Прямо у шатра с «Бешеным зайцем» разместилось кафе под разноцветными колокольчиками. Странное соседство, если учесть непрерывный гул и запах выхлопных газов из аттракциона, но и логичное – в шатре было невыносимо душно, и многие, выйдя оттуда, кидались к буфету с мороженым и напитками.
Он еще не верил своему счастью, он знал, что у матери может измениться настроение, опасался – вдруг возьмет да передумает? Вдруг уйдет куда-нибудь с утра, как часто уходила – рано утром, простоволосая, а возвращалась за полночь и пахла горьким степным ветром, а руки ее были исцарапаны, исколоты до крови? Руслан так и не смог никогда понять – куда она уходила тогда и зачем?
Но она не ушла. Наоборот. Она с утра достала из шкафа платье – темно-вишневое, с глубоким вырезом и пышной юбкой. Таких черных лакированных туфелек с золотым кантом мальчик никогда еще не видел, они были совсем новые и лежали в нарядной коробке. Она встала перед зеркалом, в ее руках замелькали какие-то кисточки, пуховки, флакончики… Мама напевала про себя песню, в которой не было слов, это была жуткая и прелестная мелодия.
И с каждым куплетом она становилась все красивее, разглаживалась едва заметная рябь под глазами, волосы ложились послушно, губы и щеки становились ярче, взгляд глубже… Духи в граненом флаконе пахли, как после грозы, но Руслан готов был поклясться, что мать даже не открыла туго притертой пробки, это она сама пахла так свежо и грозно…
Впервые мальчик понял тогда, что женская прелесть страшна, что она – как полки со знаменами…
…Гул моторов смолк, и вскоре у выхода показался – надо же! – тот самый молодой и загорелый мотоциклист, что давеча послал матери воздушный поцелуй. Он непринужденно раскланялся, подал Руслану, как равному, руку и сказал в рифму:
– Привет, я Альберт. А тебя как? Ну, будем знакомы. Хочешь посмотреть, как кормят львов?

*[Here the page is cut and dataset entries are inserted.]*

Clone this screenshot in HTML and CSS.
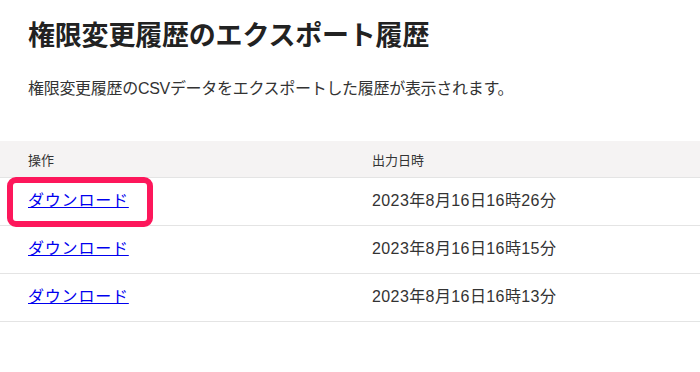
FILE: index.html
```html
<!DOCTYPE html>
<html lang="ja">
<head>
<meta charset="utf-8">
<link rel="stylesheet" href="styles.css">
</head>
<body>
<div class="intro">
  <h1 class="title">権限変更履歴のエクスポート履歴</h1>
  <p class="lead">権限変更履歴のCSVデータをエクスポートした履歴が表示されます。</p>
</div>
<table class="history">
  <colgroup><col class="col-op"><col></colgroup>
  <thead>
    <tr><th>操作</th><th>出力日時</th></tr>
  </thead>
  <tbody>
    <tr><td class="cell-mark"><a href="#">ダウンロード</a><span class="highlight"></span></td><td class="date">2023年8月16日16時26分</td></tr>
    <tr><td><a href="#">ダウンロード</a></td><td class="date">2023年8月16日16時15分</td></tr>
    <tr><td><a href="#">ダウンロード</a></td><td class="date">2023年8月16日16時13分</td></tr>
  </tbody>
</table>
</body>
</html>
```
FILE: styles.css
```css
html, body {
  margin: 0;
  padding: 0;
  background: #fff;
}
body {
  font-family: "Liberation Sans", "Noto Sans CJK JP", sans-serif;
  color: #333;
}
.intro {
  padding: 18px 28px 0;
}
.title {
  margin: 0;
  font-size: 27px;
  line-height: 36px;
  font-weight: 700;
  color: #222;
  letter-spacing: -0.2px;
}
.lead {
  margin: 23px 0 0;
  font-size: 16px;
  line-height: 24px;
  color: #333;
  letter-spacing: -0.3px;
}
.history {
  margin-top: 40px;
  width: 100%;
  border-collapse: collapse;
  table-layout: fixed;
}
.history .col-op {
  width: 344px;
}
.history th {
  background: #f5f3f3;
  height: 36px;
  padding: 0 0 0 28px;
  text-align: left;
  font-weight: 400;
  font-size: 13px;
  color: #333;
  border-bottom: 1px solid #e4e4e4;
}
.history td {
  height: 42px;
  padding: 0 0 5px 28px;
  font-size: 16px;
  color: #333;
  border-bottom: 1px solid #e4e4e4;
}
.history a {
  color: #0000ee;
  text-decoration: underline;
  letter-spacing: 0.8px;
}
.history .date {
  letter-spacing: 0.4px;
}
.cell-mark {
  position: relative;
}
.highlight {
  position: absolute;
  left: 7px;
  top: -1px;
  width: 146px;
  height: 50px;
  box-sizing: border-box;
  border: 6px solid #fd175b;
  border-radius: 9px;
  pointer-events: none;
}
```
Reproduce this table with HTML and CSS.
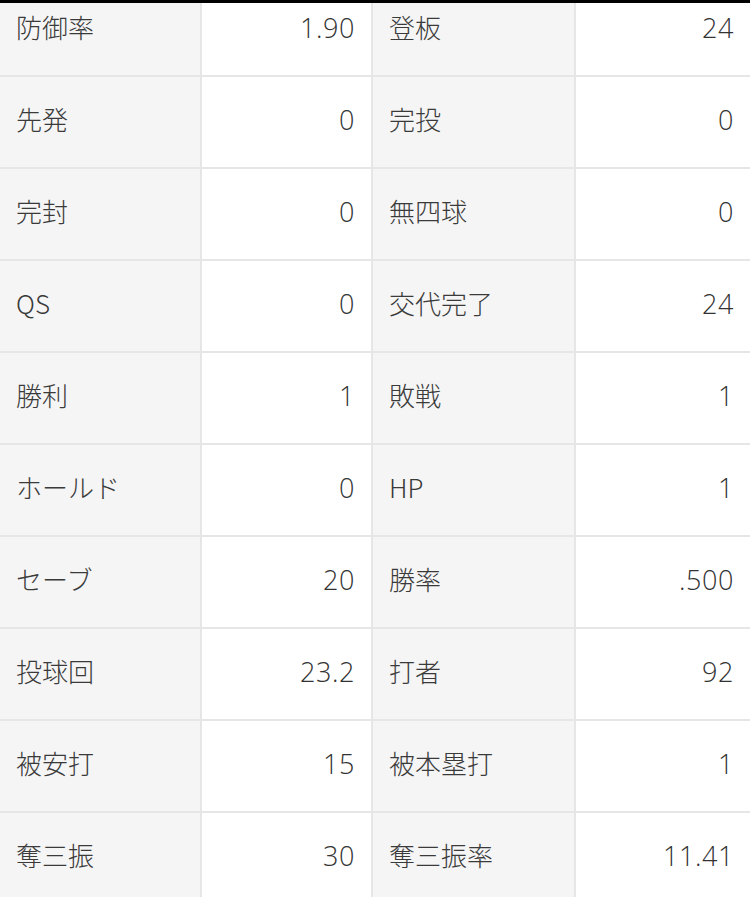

Руслан замер, не веря своему счастью, и только обернулся посмотреть на мать – мол, можно? Но та на него и не смотрела, она смотрела на Альберта, ямочки на щеках у нее переливались, и мальчик ощутил абсолютное, ничем не замутненное счастье, чистое и свежее, как колодезная вода в жаркий полдень. От первого же глотка начинает ломить лоб, но ты все пьешь и пьешь… Странно, но Альберт, казалось, чувствовал то же самое, этот избалованный вниманием женщин загорелый красавчик смотрел на мать Руслана так, словно не верил своему счастью.
Оказалось, ей хотелось смотреть, как кормят львов кровавыми кусками мяса, не меньше, чем ее девятилетнему сыну. Мать с нескрываемым удовольствием ахала, удивлялась и восхищалась. А когда старая львица Зита, чья желтая, с проплешинами шкура походила на бабушкину душегрейку, рыкнула на служащего и сослепу махнула на него стоптанной лапой, мать ахнула и прижалась к Альберту. Тот нежно поддержал ее за локоть и предложил выйти на свежий воздух.